- GIVEN REQUEST
Extract each line bearing the word "index".

- RECORDED DATA
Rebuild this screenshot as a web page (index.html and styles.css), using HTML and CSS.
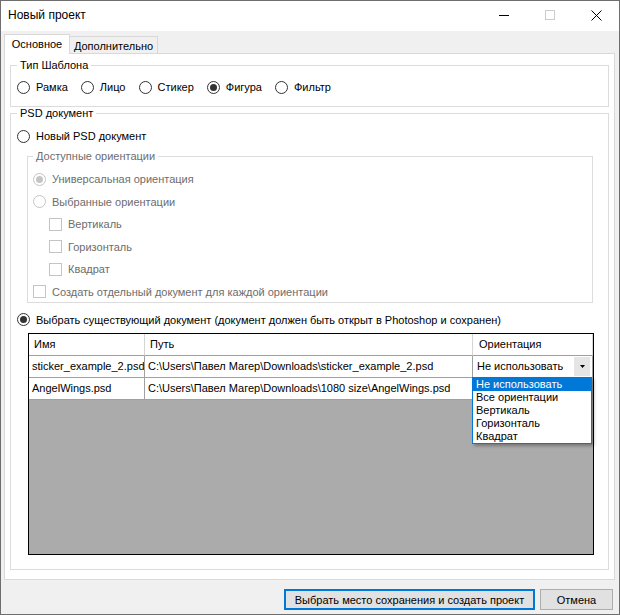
FILE: index.html
```html
<!doctype html>
<html>
    <head>
        <meta charset="UTF-8" />
        <meta name="viewport" content="width=device-width" />
        <title>Новый проект</title>
        <link rel="stylesheet" href="styles.css">
    </head>
    <body>
        <div class="window">
            <div class="titlebar">
                <span class="title">Новый проект</span>
                <div class="caption">
                    <span class="cap">
                        <svg width="10" height="10" viewBox="0 0 10 10"><line x1="0" y1="5.5" x2="10" y2="5.5" stroke="#000" stroke-width="1" /></svg>
                    </span>
                    <span class="cap">
                        <svg width="10" height="10" viewBox="0 0 10 10"><rect x="0.5" y="0.5" width="9" height="9" fill="none" stroke="#cccccc" stroke-width="1" /></svg>
                    </span>
                    <span class="cap">
                        <svg width="11" height="11" viewBox="0 0 11 11"><path d="M0.5 0.5 L10.5 10.5 M10.5 0.5 L0.5 10.5" stroke="#000" stroke-width="1" fill="none" /></svg>
                    </span>
                </div>
            </div>
            <div class="client">
                <div class="tabs">
                    <div class="tab active">Основное</div>
                    <div class="tab">Дополнительно</div>
                </div>
                <div class="tabpage">
                    <fieldset class="group typeGroup">
                        <legend>Тип Шаблона</legend>
                        <div class="radioLine">
                            <label class="radio"><span class="mark"></span>Рамка</label>
                            <label class="radio"><span class="mark"></span>Лицо</label>
                            <label class="radio"><span class="mark"></span>Стикер</label>
                            <label class="radio checked"><span class="mark"></span>Фигура</label>
                            <label class="radio"><span class="mark"></span>Фильтр</label>
                        </div>
                    </fieldset>
                    <fieldset class="group psdGroup">
                        <legend>PSD документ</legend>
                        <label class="radio row"><span class="mark"></span>Новый PSD документ</label>
                        <fieldset class="group orientGroup disabled">
                            <legend>Доступные ориентации</legend>
                            <label class="radio row checked"><span class="mark"></span>Универсальная ориентация</label>
                            <label class="radio row"><span class="mark"></span>Выбранные ориентации</label>
                            <label class="check row indent"><span class="box"></span>Вертикаль</label>
                            <label class="check row indent"><span class="box"></span>Горизонталь</label>
                            <label class="check row indent"><span class="box"></span>Квадрат</label>
                            <label class="check row"><span class="box"></span>Создать отдельный документ для каждой ориентации</label>
                        </fieldset>
                        <label class="radio row existing checked"><span class="mark"></span>Выбрать существующий документ (документ должен быть открыт в Photoshop и сохранен)</label>
                        <div class="grid">
                            <div class="gridRow header">
                                <div class="cell">Имя</div>
                                <div class="cell">Путь</div>
                                <div class="cell">Ориентация</div>
                            </div>
                            <div class="gridRow">
                                <div class="cell">sticker_example_2.psd</div>
                                <div class="cell">C:\Users\Павел Магер\Downloads\sticker_example_2.psd</div>
                                <div class="cell comboCell">
                                    <div class="combo">
                                        <span class="comboText">Не использовать</span>
                                        <span class="comboBtn">
                                            <svg width="5" height="3" viewBox="0 0 5 3"><path d="M0 0 H5 L2.5 3 Z" fill="#000" /></svg>
                                        </span>
                                    </div>
                                </div>
                            </div>
                            <div class="gridRow">
                                <div class="cell">AngelWings.psd</div>
                                <div class="cell">C:\Users\Павел Магер\Downloads\1080 size\AngelWings.psd</div>
                                <div class="cell"></div>
                            </div>
                            <ul class="dropList">
                                <li class="selected">Не использовать</li>
                                <li>Все ориентации</li>
                                <li>Вертикаль</li>
                                <li>Горизонталь</li>
                                <li>Квадрат</li>
                            </ul>
                        </div>
                    </fieldset>
                </div>
                <div class="actions">
                    <button class="btn btnDefault">Выбрать место сохранения и создать проект</button>
                    <button class="btn btnCancel">Отмена</button>
                </div>
            </div>
        </div>
    </body>
</html>
```

FILE: styles.css
```css
* {
    box-sizing: border-box;
}
html,
body {
    margin: 0;
    background-color: #fff;
}
body {
    font-family: "Liberation Sans", Arial, sans-serif;
    font-size: 11px;
    color: #000;
}
.window {
    width: 620px;
    height: 615px;
    border: 1px solid #6e6e6e;
    background-color: #f0f0f0;
    display: flex;
    flex-direction: column;
}
.titlebar {
    height: 30px;
    background-color: #fff;
    display: flex;
    align-items: center;
}
.title {
    flex: 1;
    font-size: 12px;
    padding-left: 7px;
    padding-bottom: 2px;
}
.caption {
    display: flex;
    height: 30px;
}
.cap {
    width: 46px;
    height: 30px;
    display: flex;
    align-items: center;
    justify-content: center;
    padding-bottom: 2px;
}
.client {
    flex: 1;
    display: flex;
    flex-direction: column;
}
.tabs {
    height: 22px;
    padding-left: 3px;
    display: flex;
    align-items: flex-end;
}
.tab {
    width: 88px;
    height: 17px;
    border: 1px solid #d9d9d9;
    border-left: none;
    border-bottom: none;
    display: flex;
    justify-content: center;
    align-items: center;
    padding-top: 1px;
}
.tab.active {
    width: 66px;
    height: 20px;
    margin-bottom: -1px;
    border-left: 1px solid #d9d9d9;
    background-color: #fff;
    position: relative;
    z-index: 1;
    padding-top: 0;
    padding-bottom: 1px;
}
.tabpage {
    margin-left: 3px;
    width: 611px;
    height: 527px;
    border: 1px solid #d9d9d9;
    background-color: #fff;
    padding: 5px 5px 0;
}

/* group boxes */
.group {
    margin: 0;
    min-width: 0;
    border: 1px solid #dcdcdc;
    padding: 0 6px;
}
.group legend {
    padding: 0 3px;
    height: 13px;
    line-height: 13px;
}
.typeGroup {
    padding-top: 7px;
    padding-bottom: 11px;
}
.psdGroup {
    padding-top: 8px;
    padding-bottom: 14px;
}
.orientGroup {
    margin: 6px 9px 0 10px;
    padding: 8px 5px 2px;
    display: flex;
    flex-direction: column;
    gap: 6.6px;
}
.disabled,
.disabled legend {
    color: #6d6d6d;
}

/* radio buttons and check boxes */
.radioLine {
    display: flex;
    gap: 13px;
    height: 16px;
    align-items: center;
}
.radio,
.check {
    display: flex;
    align-items: center;
    gap: 6px;
    height: 16px;
    white-space: nowrap;
}
.mark {
    width: 13px;
    height: 13px;
    border: 1px solid #333;
    border-radius: 50%;
    background-color: #fff;
    display: flex;
    align-items: center;
    justify-content: center;
}
.checked .mark:after {
    content: "";
    width: 7px;
    height: 7px;
    border-radius: 50%;
    background-color: #333;
}
.box {
    width: 13px;
    height: 13px;
    border: 1px solid #333;
    background-color: #fff;
}
.disabled .mark,
.disabled .box {
    border-color: #c4c4c4;
}
.disabled .checked .mark:after {
    background-color: #c4c4c4;
}
.indent {
    margin-left: 16px;
}
.existing {
    margin-top: 9px;
}

/* data grid */
.grid {
    position: relative;
    margin: 5px 0 0 11px;
    width: 566px;
    height: 222px;
    border: 1px solid #000;
    background-color: #ababab;
}
.gridRow {
    display: grid;
    grid-template-columns: 116px 328px 120px;
    height: 22px;
    background-color: #fff;
}
.cell {
    border-right: 1px solid #a0a0a0;
    border-bottom: 1px solid #a0a0a0;
    padding-left: 3px;
    display: flex;
    align-items: center;
    white-space: nowrap;
    overflow: hidden;
}
.header .cell {
    padding-left: 5px;
    border-right-color: #d5d5d5;
}
.header .cell:last-child {
    padding-left: 6px;
}
.comboCell {
    padding: 0;
    align-items: stretch;
}
.combo {
    flex: 1;
    display: flex;
    align-items: center;
    padding: 1px 1px 1px 4px;
}
.comboText {
    flex: 1;
}
.comboBtn {
    width: 16px;
    height: 19px;
    background-color: #e5e5e5;
    display: flex;
    align-items: center;
    justify-content: center;
    margin-right: 1px;
}
.dropList {
    position: absolute;
    left: 443px;
    top: 43px;
    width: 120px;
    margin: 0;
    padding: 0;
    list-style: none;
    background-color: #fff;
    border: 1px solid #0078d7;
    box-shadow: 2px 2px 3px rgba(0, 0, 0, 0.3);
}
.dropList li {
    height: 13px;
    line-height: 13px;
    padding-left: 3px;
}
.dropList li.selected {
    background-color: #0078d7;
    color: #fff;
}

/* buttons */
.actions {
    display: flex;
    justify-content: flex-end;
    gap: 5px;
    padding: 9px 6px 0 0;
}
.btn {
    height: 21px;
    padding: 0;
    margin: 0;
    font-family: inherit;
    font-size: 11px;
    color: #000;
    background-color: #e1e1e1;
    border: 1px solid #adadad;
}
.btnDefault {
    width: 251px;
    border: 2px solid #0078d7;
}
.btnCancel {
    width: 73px;
}
```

- SOLUTION TO THE EXERCISE
Rebuild this screenshot as a web page (index.html and styles.css), using HTML and CSS.
FILE: index.html
    z-index: 1;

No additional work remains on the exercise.